My draft 1 was "pantsed" 100%. A tiny bit of scene occurred to me, sounded great, wanted to see what would happen, so I wrote it out. That's basically how the whole draft got written. Some scenes are based on the one written immediately prior, and some (most of the early ones, speaking of when they fall in the storyline) are only loosely connected to other scenes. I didn't even know what "plotting" meant back then.

So when I sat down to make a coherent STORY out of all that in draft 2 (by figuring out connections between all the scenes and plotting the story), I had serious work waiting for me. Recently, I struggled with a passage in which I kept deleting and rewriting dialog because I kept missing the point of the scene. I deleted and rewrote and deleted so much that I finally asked myself what the heck the real problem was.

The characters told me I needed to stop trying to put words in their mouths, and just let them do the talking! ;-)

I'd usually copy scenes from draft 1 into draft 2 and rewrite, delete, add, tweak until it all fit the emerging storyline. I realized I'd been saying "I like that dialog, it's succinct, it's emotional, it really fits the character, I'm keeping it" pretty often. By trying to change it to fit a more plotted draft 2, I was effectively trying to force a round peg into an oval hole. It almost fit, but if I was honest with myself, it was forcing.

What keeps attracting me in draft 1 is the raw emotion in the dialog. It needs some shining up before letting other people read it, but it's exactly that spontaneity that makes it feel so real. That came from pantsing.

Now I'm not implying that plotting out a story will ruin the feel and flavor. Not at all. I've sworn on everything holy I can think of that the next thing I write will have at least a rough outline before I sit down to do any actual scenes. For me, a 100% pansted thing is not a coherent story. Readers like coherent books, you see :-D

However, for dialog that immediately grips readers, I have to let my characters just talk. When it springs right out of their souls, readers will connect with it.

If you're having a hard time with dialog that isn't getting the reaction you want from readers, take the gags off your peeps. Let 'em say anything they want, no holds barred. You can clean it up later. I learned some great Spanish swearing that way!


  1. I so agree, Marcia. When I sat down to write ATNS, I just wrote. Four months, Oct 2005 to January 2006. I was the queen of naive. I had a story ignite in me and I wrote it. Friends (and my mom) read it. They loved it, they laughed, they cried. Then the real journey began. Three years ago, my daughter read it. She holds a degree in English. Aside from the massive amount of grammar and punctuation editing she said it needed, she loved it. Stayed up till 5:00 AM to finish because she had to know what happened. (There really is a point to all of this). Last year, after trying to read another story I'd written (80,000+ words) she asked me, "Who are you writing for, mom?" The discussion that follwed wound round to much of what you've said in this post. I'd lost my raw edge. I'd lost my ability to have the reader emote along with the characters. The -punctuation was better (not perfect) :-) and the syntax was good.Word choices, all good. The problem was, while trying to follow every writing rule I'd learned since 2006, id suppressed the spontaneous, the raw emotion, and replaced it with a workable story. But it wasn't one that made a few Beta readers cry. They didn't laugh. The story was "good". No one had stayed up all night to finish. No one had wanted to throw the book across the room when they were done, and no ones husband had awakened in the middle of the night to ask "What the hell are you crying about!" I call that story a failure.

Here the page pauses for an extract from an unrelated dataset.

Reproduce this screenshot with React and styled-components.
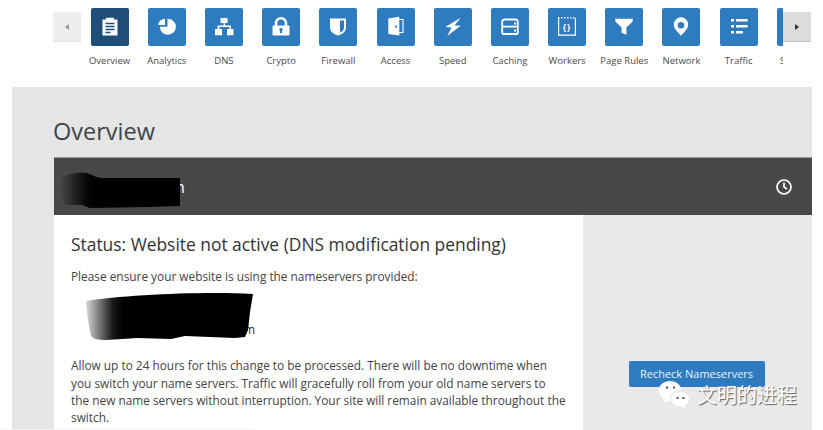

    When characters talk, seemingly of their own volition, it is natural. It's real. And dialogue is allowed to break all kinds of rules. They aren't speaking from an English book.

    SO, I agree. Let it pour out naturally. :-)

    1. Awesome, Rees. That is a very inspiring story! Those emotional reactions are a result of the writing "magic" that some people put down. You can't really learn that sort of stuff.

      As I see it, the art of writing comes in when you try to fix the technical parts of a story while preserving the emotion.